» **Data extract**
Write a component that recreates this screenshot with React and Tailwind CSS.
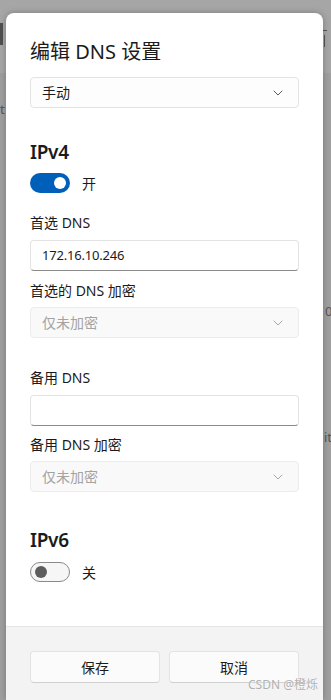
import React from 'react';

const font = { fontFamily: '"Noto Sans", "Noto Sans CJK SC", sans-serif' };

function Chevron({ color }) {
    return (
        <svg width="10" height="6" viewBox="0 0 10 6" fill="none">
            <path d="M1 1l4 4 4-4" stroke={color} strokeWidth="1" strokeLinecap="round" strokeLinejoin="round" />
        </svg>
    );
}

function Select({ value, disabled }) {
    return (
        <div
            className={`flex h-[31px] items-center justify-between rounded-[4px] border pl-[11px] pr-[15px] text-[14px] ${
                disabled
                    ? 'border-[#ececec] bg-[#f9f9f9] text-[#a3a3a3]'
                    : 'border-[#e3e3e3] bg-[#fdfdfd] text-[#1b1b1b]'
            }`}
        >
            <span>{value}</span>
            <Chevron color={disabled ? '#a8a8a8' : '#5c5c5c'} />
        </div>
    );
}

function Input({ value }) {
    return (
        <div className="flex h-[31px] items-center rounded-[4px] border border-[#e3e3e3] border-b-[#8a8a8a] bg-white pl-[11px] text-[13px] tracking-[-0.2px] text-[#1b1b1b]">
            {value}
        </div>
    );
}

function Toggle({ on, label }) {
    return (
        <div className="flex h-[20px] items-center gap-[12px]">
            {on ? (
                <div className="flex h-[20px] w-[40px] items-center justify-end rounded-full bg-[#005fb8] pr-[4px]">
                    <div className="h-[12px] w-[12px] rounded-full bg-white" />
                </div>
            ) : (
                <div className="flex h-[20px] w-[40px] items-center rounded-full border border-[#8a8a8a] bg-[#f6f6f6] pl-[4px]">
                    <div className="h-[12px] w-[12px] rounded-full bg-[#5d5d5d]" />
                </div>
            )}
            <span className="text-[14px] text-[#1b1b1b]">{label}</span>
        </div>
    );
}

function Label({ children, className = '' }) {
    return <div className={`h-[20px] text-[14px] leading-[20px] text-[#1b1b1b] ${className}`}>{children}</div>;
}

export default function App() {
    return (
        <div className="relative h-[700px] w-[331px] overflow-hidden bg-[#9f9f9f] pl-[6px] pt-[13px]" style={font}>
            {/* page behind the overlay */}
            <div className="absolute left-0 top-0 h-[73px] w-full bg-[#a6a6a6]" />
            <div className="absolute left-0 top-[23px] h-[22px] w-[3px] bg-[#4f4f4f]" />
            <div className="absolute left-0 top-[100px] text-[13px] text-[#555]">t</div>
            <div className="absolute right-[4px] top-[30px] h-[1px] w-[4px] bg-[#555]" />
            <div className="absolute right-[6px] top-[35px] h-[12px] w-[1px] bg-[#555]" />
            <div className="absolute left-[325px] top-[302px] text-[13px] text-[#555]">0</div>
            <div className="absolute left-[324px] top-[428px] text-[13px] text-[#555]">it</div>

            <div className="relative flex h-[687px] w-[317px] flex-col overflow-hidden rounded-t-[8px] bg-white shadow-[0_0_6px_rgba(0,0,0,0.25)]">
                <div className="flex flex-1 flex-col px-[24px] pt-[25px]">
                    <div className="h-[28px] text-[20px] leading-[28px] text-[#1b1b1b]">编辑 DNS 设置</div>
                    <div className="mt-[11px]">
                        <Select value="手动" />
                    </div>

                    <div className="mt-[30px] h-[28px] text-[19px] font-semibold leading-[28px] tracking-[-0.3px] text-[#1b1b1b]">IPv4</div>
                    <div className="mt-[7px]">
                        <Toggle on label="开" />
                    </div>

                    <Label className="mt-[20px]">首选 DNS</Label>
                    <div className="mt-[7px]">
                        <Input value="172.16.10.246" />
                    </div>
                    <Label className="mt-[10px]">首选的 DNS 加密</Label>
                    <div className="mt-[6px]">
                        <Select value="仅未加密" disabled />
                    </div>

                    <Label className="mt-[30px]">备用 DNS</Label>
                    <div className="mt-[7px]">
                        <Input value="" />
                    </div>
                    <Label className="mt-[9px]">备用 DNS 加密</Label>
                    <div className="mt-[6px]">
                        <Select value="仅未加密" disabled />
                    </div>

                    <div className="mt-[34px] h-[28px] text-[19px] font-semibold leading-[28px] tracking-[-0.3px] text-[#1b1b1b]">IPv6</div>
                    <div className="mt-[8px]">
                        <Toggle on={false} label="关" />
                    </div>
                </div>

                <div className="h-[74px] border-t border-[#e5e5e5] bg-[#f3f3f3] px-[24px] pt-[24px]">
                    <div className="grid grid-cols-2 gap-[9px]">
                        <button className="h-[32px] rounded-[4px] border border-[#e3e3e3] border-b-[#d0d0d0] bg-[#fbfbfb] text-[14px] text-[#1b1b1b]">
                            保存
                        </button>
                        <button className="h-[32px] rounded-[4px] border border-[#e3e3e3] border-b-[#d0d0d0] bg-[#fbfbfb] text-[14px] text-[#1b1b1b]">
                            取消
                        </button>
                    </div>
                </div>
            </div>

            <div className="absolute left-[248px] top-[677px] text-[12px] leading-[16px] text-[#b0b0b0] [text-shadow:0_0_2px_#fff]">
                CSDN @橙烁
            </div>
        </div>
    );
}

» **Short problem**
Make an exact copy of the data above, pictures excluded.

» **Response**
Write a component that recreates this screenshot with React and Tailwind CSS.
import React from 'react';

const font = { fontFamily: '"Noto Sans", "Noto Sans CJK SC", sans-serif' };

function Chevron({ color }) {
    return (
        <svg width="10" height="6" viewBox="0 0 10 6" fill="none">
            <path d="M1 1l4 4 4-4" stroke={color} strokeWidth="1" strokeLinecap="round" strokeLinejoin="round" />
        </svg>
    );
}

function Select({ value, disabled }) {
    return (
        <div
            className={`flex h-[31px] items-center justify-between rounded-[4px] border pl-[11px] pr-[15px] text-[14px] ${
                disabled
                    ? 'border-[#ececec] bg-[#f9f9f9] text-[#a3a3a3]'
                    : 'border-[#e3e3e3] bg-[#fdfdfd] text-[#1b1b1b]'
            }`}
        >
            <span>{value}</span>
            <Chevron color={disabled ? '#a8a8a8' : '#5c5c5c'} />
        </div>
    );
}

function Input({ value }) {
    return (
        <div className="flex h-[31px] items-center rounded-[4px] border border-[#e3e3e3] border-b-[#8a8a8a] bg-white pl-[11px] text-[13px] tracking-[-0.2px] text-[#1b1b1b]">
            {value}
        </div>
    );
}

function Toggle({ on, label }) {
    return (
        <div className="flex h-[20px] items-center gap-[12px]">
            {on ? (
                <div className="flex h-[20px] w-[40px] items-center justify-end rounded-full bg-[#005fb8] pr-[4px]">
                    <div className="h-[12px] w-[12px] rounded-full bg-white" />
                </div>
            ) : (
                <div className="flex h-[20px] w-[40px] items-center rounded-full border border-[#8a8a8a] bg-[#f6f6f6] pl-[4px]">
                    <div className="h-[12px] w-[12px] rounded-full bg-[#5d5d5d]" />
                </div>
            )}
            <span className="text-[14px] text-[#1b1b1b]">{label}</span>
        </div>
    );
}

function Label({ children, className = '' }) {
    return <div className={`h-[20px] text-[14px] leading-[20px] text-[#1b1b1b] ${className}`}>{children}</div>;
}

export default function App() {
    return (
        <div className="relative h-[700px] w-[331px] overflow-hidden bg-[#9f9f9f] pl-[6px] pt-[13px]" style={font}>
            {/* page behind the overlay */}
            <div className="absolute left-0 top-0 h-[73px] w-full bg-[#a6a6a6]" />
            <div className="absolute left-0 top-[23px] h-[22px] w-[3px] bg-[#4f4f4f]" />
            <div className="absolute left-0 top-[100px] text-[13px] text-[#555]">t</div>
            <div className="absolute right-[4px] top-[30px] h-[1px] w-[4px] bg-[#555]" />
            <div className="absolute right-[6px] top-[35px] h-[12px] w-[1px] bg-[#555]" />
            <div className="absolute left-[325px] top-[302px] text-[13px] text-[#555]">0</div>
            <div className="absolute left-[324px] top-[428px] text-[13px] text-[#555]">it</div>

            <div className="relative flex h-[687px] w-[317px] flex-col overflow-hidden rounded-t-[8px] bg-white shadow-[0_0_6px_rgba(0,0,0,0.25)]">
                <div className="flex flex-1 flex-col px-[24px] pt-[25px]">
                    <div className="h-[28px] text-[20px] leading-[28px] text-[#1b1b1b]">编辑 DNS 设置</div>
                    <div className="mt-[11px]">
                        <Select value="手动" />
                    </div>

                    <div className="mt-[30px] h-[28px] text-[19px] font-semibold leading-[28px] tracking-[-0.3px] text-[#1b1b1b]">IPv4</div>
                    <div className="mt-[7px]">
                        <Toggle on label="开" />
                    </div>

                    <Label className="mt-[20px]">首选 DNS</Label>
                    <div className="mt-[7px]">
                        <Input value="172.16.10.246" />
                    </div>
                    <Label className="mt-[10px]">首选的 DNS 加密</Label>
                    <div className="mt-[6px]">
                        <Select value="仅未加密" disabled />
                    </div>

                    <Label className="mt-[30px]">备用 DNS</Label>
                    <div className="mt-[7px]">
                        <Input value="" />
                    </div>
                    <Label className="mt-[9px]">备用 DNS 加密</Label>
                    <div className="mt-[6px]">
                        <Select value="仅未加密" disabled />
                    </div>

                    <div className="mt-[34px] h-[28px] text-[19px] font-semibold leading-[28px] tracking-[-0.3px] text-[#1b1b1b]">IPv6</div>
                    <div className="mt-[8px]">
                        <Toggle on={false} label="关" />
                    </div>
                </div>

                <div className="h-[74px] border-t border-[#e5e5e5] bg-[#f3f3f3] px-[24px] pt-[24px]">
                    <div className="grid grid-cols-2 gap-[9px]">
                        <button className="h-[32px] rounded-[4px] border border-[#e3e3e3] border-b-[#d0d0d0] bg-[#fbfbfb] text-[14px] text-[#1b1b1b]">
                            保存
                        </button>
                        <button className="h-[32px] rounded-[4px] border border-[#e3e3e3] border-b-[#d0d0d0] bg-[#fbfbfb] text-[14px] text-[#1b1b1b]">
                            取消
                        </button>
                    </div>
                </div>
            </div>

            <div className="absolute left-[248px] top-[677px] text-[12px] leading-[16px] text-[#b0b0b0] [text-shadow:0_0_2px_#fff]">
                CSDN @橙烁
            </div>
        </div>
    );
}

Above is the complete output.